The 2014 World Misery Index placed Venezuela at the top of the list for the most miserable countries to live in due to its consumer prices.

The Index ranked 108 rates based on "misery" by calculating inflation, unemployment and lending rates and increased gross domestic product per capita.

Argentina is second on the list for its consumer prices while Syria is the third most miserable country for unemployment rates.

Other countries that are the top 10 most miserable places because of unemployment rates include Ukraine at No. 4, Iran No. 5, Brazil No. 6, Serbia No. 8 and South Africa at No. 10.

Sao Tome and Principe is the seventh most miserable country because of its interest rates and Jamaica is at No. 9 for the same reason.

The New York Times reported that Venezuelan officials announced a new free market that would allow people and businesses to exchange local currency for dollars. Tightly controlled exchange rates have been a major part of the Venezuela economic crisis.

Yet, the exchange could devalue the Venezuelan bolivar. Officials say that the most foreign currency would not go through the new exchange.

Economists say that the bolivar at 6.3 to the dollar is overvalued and has caused high inflation and shortages of basic goods.

Economic Issues in Venezuela were already happening even before the recent drop in the country's main export, oil.

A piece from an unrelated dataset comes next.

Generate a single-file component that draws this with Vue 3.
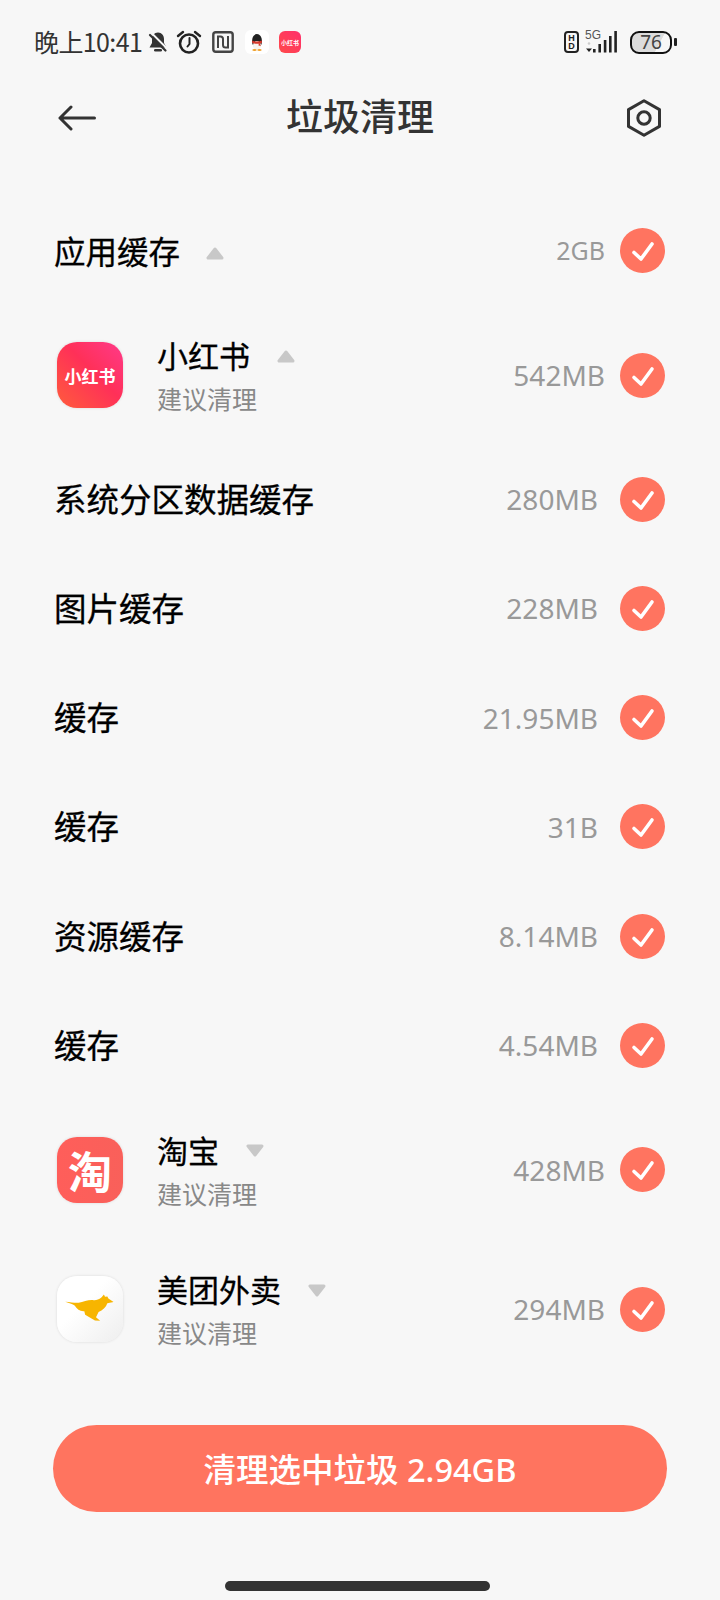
<script setup>
const rows = [
  { name: '应用缓存', size: '2GB', caret: 'up', wide: true },
  { name: '小红书', size: '542MB', caret: 'up', app: 'xhs' },
  { name: '系统分区数据缓存', size: '280MB' },
  { name: '图片缓存', size: '228MB' },
  { name: '缓存', size: '21.95MB' },
  { name: '缓存', size: '31B' },
  { name: '资源缓存', size: '8.14MB' },
  { name: '缓存', size: '4.54MB' },
  { name: '淘宝', size: '428MB', caret: 'down', app: 'taobao' },
  { name: '美团外卖', size: '294MB', caret: 'down', app: 'meituan' },
]
</script>

<template>
  <div class="page">
    <div class="status">
      <span class="time">晚上10:41</span>
      <svg class="st-bell" viewBox="0 0 22 22" width="22" height="22">
        <path d="M11 1.500c-3.800 0-6 3-6 6.500v4L2.500 16.500h17L17 12V8c0-3.500-2.200-6.500-6-6.500z" fill="#333" />
        <path d="M8.300 19.300h5.400" stroke="#333" stroke-width="2.600" stroke-linecap="round" />
        <path d="M5 2.500l15 15" stroke="#f7f7f7" stroke-width="2" />
        <path d="M3 4l15.500 15.500" stroke="#333" stroke-width="2.200" stroke-linecap="round" />
      </svg>
      <svg class="st-alarm" viewBox="0 0 26 24" width="26" height="24" fill="none" stroke="#222">
        <circle cx="13" cy="13.500" r="9" stroke-width="2.600" />
        <path d="M13.500 8v6l-2 2.500" stroke-width="2" stroke-linecap="round" />
        <path d="M2 6l5-4M24 6l-5-4" stroke-width="2.400" stroke-linecap="round" />
      </svg>
      <svg class="st-nfc" viewBox="0 0 22 22" width="22" height="22" fill="none" stroke="#444">
        <rect x="1.300" y="1.300" width="19.400" height="19.400" rx="2.500" stroke-width="2.400" />
        <path d="M6 17V5.500h2.500c1.500 0 2.500 1 2.500 2.500v6c0 1.500 1 2.500 2.500 2.500H16V5" stroke-width="2" />
      </svg>
      <span class="st-app st-qq">
        <svg viewBox="0 0 22 22" width="22" height="22">
          <ellipse cx="11" cy="10" rx="5" ry="7" fill="#222" />
          <ellipse cx="11" cy="14.500" rx="4" ry="4.500" fill="#f7f3ee" />
          <path d="M6.200 9.500c3 1.400 6.600 1.400 9.600 0v2.400c-3 1.200-6.600 1.200-9.600 0z" fill="#d8392b" />
          <path d="M13 11.500l2 3.500-2.500-.5z" fill="#d8392b" />
          <ellipse cx="8.500" cy="19" rx="2.200" ry="1" fill="#f0a22e" />
          <ellipse cx="13.500" cy="19" rx="2.200" ry="1" fill="#f0a22e" />
        </svg>
      </span>
      <span class="st-app st-xhs"><span>小红书</span></span>

      <span class="status-right">
        <span class="st-hd"><span>H</span><span>D</span></span>
        <span class="st-net">
          <span class="st-5g">5G</span>
          <svg viewBox="0 0 8 12" width="8" height="12">
            <circle cx="4" cy="2.500" r="1.300" fill="#ccc" />
            <path d="M1 7.500h6l-3 3.500z" fill="#222" />
          </svg>
        </span>
        <svg class="st-signal" viewBox="0 0 24 22" width="24" height="22" fill="#222">
          <rect x="0" y="18" width="2.600" height="3.500" />
          <rect x="5.400" y="13" width="2.600" height="8.500" />
          <rect x="10.800" y="9" width="2.600" height="12.500" />
          <rect x="16" y="5" width="2.600" height="16.500" />
          <rect x="21.300" y="0" width="2.600" height="21.500" />
        </svg>
        <span class="st-batt"><span class="st-batt-num">76</span></span>
        <span class="st-tip"></span>
      </span>
    </div>

    <div class="header">
      <svg viewBox="0 0 38 26" width="38" height="26" fill="none" stroke="#333" stroke-width="3" stroke-linecap="round" stroke-linejoin="round">
        <path d="M36.500 13H2M13 2L2 13l11 11" />
      </svg>
      <h1>垃圾清理</h1>
      <svg viewBox="0 0 36 38" width="36" height="38" fill="none" stroke="#333">
        <path d="M18 1.800l15.500 8.800v16.800L18 36.200 2.500 27.400V10.600z" stroke-width="3" stroke-linejoin="round" />
        <circle cx="18" cy="19" r="6.200" stroke-width="3" />
      </svg>
    </div>

    <div class="list">
      <div v-for="(row, i) in rows" :key="i" class="row" :class="{ 'row--app': row.app, 'row--first': row.wide, 'row--low': row.app === 'taobao' || row.app === 'meituan' }">
        <div v-if="row.app === 'xhs'" class="app-icon app-icon--xhs">小红书</div>
        <div v-else-if="row.app === 'taobao'" class="app-icon app-icon--taobao">淘</div>
        <div v-else-if="row.app === 'meituan'" class="app-icon app-icon--meituan">
          <svg viewBox="0 0 48 30" width="50" height="31">
            <path d="M0 7.500c5 .5 9 1.200 13 1 5-.8 9-3 14.500-2.500 2.500.2 5-.5 7.500-2.500l2.500-3 1 2.200 2.300-.4 1 2 5 3.500-6 1.200c-1.500 4-4.500 7-8.500 8.500l-2.500 5 4 3.500-5-.3-9.500-5.500-.8-3.500c-4 .5-7-2-9-5C8 9.500 4 9 0 7.500z" fill="#f7b500" />
          </svg>
        </div>
        <div class="text">
          <div class="title-line">
            <span class="name">{{ row.name }}</span>
            <svg v-if="row.caret" class="caret" :class="`caret--${row.caret}`" viewBox="0 0 18 13" width="18" height="13">
              <path d="M9 2L2 11h14z" fill="#c8c8c8" stroke="#c8c8c8" stroke-width="3" stroke-linejoin="round" />
            </svg>
          </div>
          <div v-if="row.app" class="sub">建议清理</div>
        </div>
        <span class="size" :class="{ 'size--inner': !row.app && !row.wide, 'size--small': row.wide }">{{ row.size }}</span>
        <svg class="check" viewBox="0 0 45 45" width="45" height="45">
          <circle cx="22.500" cy="22.500" r="22.500" fill="#ff7460" />
          <path d="M14 24.500l7 6.500L32 16" fill="none" stroke="#fff" stroke-width="3.600" stroke-linecap="round" stroke-linejoin="round" />
        </svg>
      </div>
    </div>

    <button class="clean">清理选中垃圾 2.94GB</button>
    <div class="home"></div>
  </div>
</template>

<style>
html,
body {
  margin: 0;
  background: #f7f7f7;
}
</style>

<style scoped>
.page {
  width: 720px;
  height: 1600px;
  overflow: hidden;
  background: #f7f7f7;
  font-family: "Noto Sans", "Noto Sans CJK SC", sans-serif;
  color: #000;
}
.status {
  height: 84px;
  display: flex;
  align-items: center;
  padding: 0 43px 0 34px;
  box-sizing: border-box;
}
.time {
  font-family: "Noto Sans CJK SC", sans-serif;
  font-size: 25px;
  line-height: 30px;
  margin-top: -2px;
  color: #333;
  width: 111px;
  white-space: nowrap;
  letter-spacing: -0.6px;
}
.st-bell {
  margin-left: 2px;
}
.st-alarm {
  margin-left: 7px;
}
.st-nfc {
  margin-left: 10px;
}
.st-app {
  width: 24px;
  height: 24px;
  border-radius: 6px;
  display: flex;
  align-items: center;
  justify-content: center;
  overflow: hidden;
}
.st-qq {
  margin-left: 11px;
  background: #fff;
}
.st-xhs {
  width: 22px;
  height: 22px;
  margin-left: 10px;
  background: linear-gradient(45deg, #ff4a4a, #ff2f6c);
  color: #fff;
}
.st-xhs span {
  font-family: "Noto Sans CJK SC", sans-serif;
  font-size: 10px;
  font-weight: 700;
  white-space: nowrap;
  transform: scale(0.6);
}
.status-right {
  margin-left: auto;
  display: flex;
  align-items: center;
}
.st-hd {
  width: 15px;
  height: 22px;
  border: 2.500px solid #222;
  border-radius: 4px;
  box-sizing: border-box;
  display: flex;
  flex-direction: column;
  align-items: center;
  justify-content: center;
  font-family: "Liberation Sans", sans-serif;
  font-size: 9px;
  line-height: 8px;
  font-weight: 700;
  color: #222;
}
.st-net {
  position: relative;
  width: 8px;
  height: 22px;
  margin-left: 6px;
  display: flex;
  align-items: flex-end;
}
.st-5g {
  position: absolute;
  left: 0;
  top: -3px;
  font-family: "Liberation Sans", sans-serif;
  font-size: 12px;
  color: #555;
}
.st-batt {
  width: 42px;
  height: 23px;
  margin-left: 13px;
  border: 2.500px solid #111;
  border-radius: 9px;
  box-sizing: border-box;
  background: linear-gradient(118deg, #dcdcdc 68%, #f7f7f7 69%);
  display: flex;
  align-items: center;
  justify-content: center;
}
.st-batt-num {
  font-family: "Noto Sans", sans-serif;
  font-size: 19px;
  color: #444;
  line-height: 1;
}
.st-tip {
  width: 3px;
  height: 8px;
  margin-left: 2px;
  background: #222;
  border-radius: 1px;
}
.header {
  height: 68px;
  margin: 0 58px;
  display: flex;
  align-items: center;
  justify-content: space-between;
  position: relative;
}
h1 {
  position: absolute;
  left: 0;
  right: 0;
  top: 5px;
  margin: 0;
  line-height: 52px;
  text-align: center;
  font-family: "Noto Sans CJK SC", sans-serif;
  font-size: 37px;
  font-weight: 500;
  color: #333;
  pointer-events: none;
}
.list {
  margin-top: 42.700px;
  padding: 0 55px 0 54px;
}
.row {
  height: 109.200px;
  display: flex;
  align-items: center;
}
.row--first {
  height: 111.600px;
}
.row--app {
  height: 138.400px;
}
.row--low {
  margin-top: 1px;
}
.app-icon {
  width: 66px;
  height: 66px;
  margin: 0 34px 0 3px;
  border-radius: 20px;
  flex: none;
  display: flex;
  align-items: center;
  justify-content: center;
  box-shadow: 0 0 3px rgba(0, 0, 0, 0.12);
  font-family: "Noto Sans CJK SC", sans-serif;
  color: #fff;
}
.app-icon--xhs {
  background: linear-gradient(45deg, #ff5c3c, #ff3058 55%, #ff3a8a);
  font-size: 17px;
  font-weight: 700;
}
.app-icon--taobao {
  background: linear-gradient(90deg, #ff5e5a, #f9605a);
  font-size: 44px;
  font-weight: 700;
}
.app-icon--meituan {
  background: linear-gradient(135deg, #fff 40%, #eee);
}
.text {
  flex: 1;
  min-width: 0;
}
.title-line {
  display: flex;
  align-items: center;
  margin-top: -3px;
}
.row--first .title-line,
.row--app .title-line {
  margin-top: -1px;
}
.name {
  font-family: "Noto Sans CJK SC", sans-serif;
  font-size: 32.500px;
  font-weight: 400;
  -webkit-text-stroke: 0.3px #000;
  line-height: 44px;
  color: #000;
}
.row--first .name {
  font-size: 31.500px;
}
.row--app .name {
  font-size: 31px;
}
.sub {
  font-family: "Noto Sans CJK SC", sans-serif;
  font-size: 25px;
  line-height: 36px;
  margin-top: 3px;
  color: #888;
}
.caret {
  margin-left: 27px;
  margin-top: 2px;
}
.row--first .caret {
  margin-left: 26px;
  margin-top: 7px;
}
.caret--down {
  transform: scaleY(-1);
}
.size {
  font-size: 28px;
  color: #999;
  margin-right: 15px;
  white-space: nowrap;
}
.size--inner {
  margin-right: 22px;
}
.size--small {
  font-size: 25px;
}
.check {
  flex: none;
}
.clean {
  display: block;
  width: 614px;
  height: 87px;
  margin: 46.300px 0 0 53px;
  padding: 0;
  border: none;
  border-radius: 44px;
  background: #ff745f;
  color: #fff;
  font-family: "Noto Sans", "Noto Sans CJK SC", sans-serif;
  font-size: 32.500px;
  font-weight: 500;
}
.home {
  width: 265px;
  height: 10px;
  margin: 69px 0 0 225px;
  background: #333;
  border-radius: 5px;
}
</style>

Uruguay is the 25th most miserable country for its interest rates and Honduras is ranked No. 26.

Other Latino nations on the list of most miserable countries due to its interest rates include:

No. 27 - Dominican Republic

No. 29 - Paraguay

No. 30 - Costa Rica

No. 34 - Nicaragua

No. 49 - Peru

No. 50 - Colombia

No. 53 - Bolivia

No. 70 - Chile

No. 73 - Ecuador

No. 77 - El Salvador

Mexico is the world's 75th most miserable country for its unemployment rates.

The five least miserable countries are Brunei, Switzerland, China, Taiwan and Japan.